Note that, at this point we’ve determined whether a file has the correct number of file parts or not, but we haven’t reacted to that information yet. We’ve simply established that all the file parts are the same.

Once we are sure that every file part is the same, we now do one of two things. We either clone existing file parts into more file parts, as needed, or we cleanup existing file parts if there are too many of them. Of course we never remove the last file part.

Duplication conflicts

When a duplication conflict is detected by the background duplication pass, the file name is recorded and the file is skipped. We don’t perform any automatic maintenance on files which have file parts that don’t match in terms of their data contents.

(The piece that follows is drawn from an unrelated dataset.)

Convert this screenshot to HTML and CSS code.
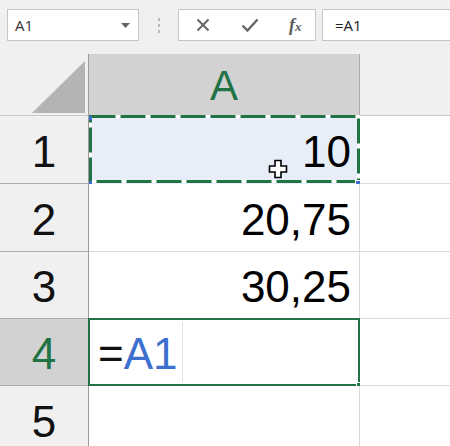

Just to clarify, this means that we never delete or duplicate file parts that have different data contents.

A warning is issued to the user in this case at the end of the background duplication run.

DrivePool M4 - Duplication conflict

This condition is rare, because it should only be caused by some application or user directly accessing and modifying the pooled files on the individual pooled disks, as opposed to going through the pool.

Resolving duplication conflicts

To resolve such a conflict, you can either tell DrivePool to delete the older file parts automatically, or you can find the file parts yourself and delete the ones that are not correct.

File modification times

If you’re going to modify file parts directly, or will be running applications that modify file times, keep in mind that DrivePool uses the file modification times of the file parts contained in the pool part folders to ensure duplication consistency. If you modify these times directly (not through the pool drive), it won’t break duplication, but the next time that background duplication needs to run, it will need to re-hash every duplicated file in order to make sure that the contents haven’t changed. This can take a while.

Duplicating files later

DrivePool M4 - Duplicate later

Now that we’ve talked about real-time file duplication and how it works together with background duplication, let’s talk about what it means to duplicate files later.

Duplicating files later does 3 things.

First, new files are never written to 2 disks at the same time. All new files are always written to a single disk.

Second, duplicating files later turns off the real-time duplication check. In other words, if a file is found to have an incorrect number of file parts, nothing out of the ordinary happens.

Third, a background duplication pass is scheduled to run every night in order to duplicate files that need duplicating. This background duplication pass is identical to the one that runs in the real-time duplication scenario.

Why duplicate file later?

When duplicating files in real-time, every write is issued to two file parts, in parallel. If you want to avoid the second write for performance reasons, this is another option available to you.

This might be a good option if you tend to write a lot of temporary files to duplicated folders that then get quickly deleted and so there is no real need to duplicate them.

Overall, most people should stick to the real-time duplication option as it offers instant file protection as soon as any file is copied into a duplicated folder.

Real world usage

Overall, DrivePool M4’s duplication system is designed to be as maintenance free as possible. Many tasks are automated, including recovery of missing duplicated file parts.

Anything that requires your attention will raise an alert in the Dashboard letting you know of the problem, and offer some advice on how to go about resolving it.

You’re not really required to understand its inner workings in order to make use of folder duplication, but I thought I’d share with you what is going on behind the scenes so that you can have some idea of how the system works.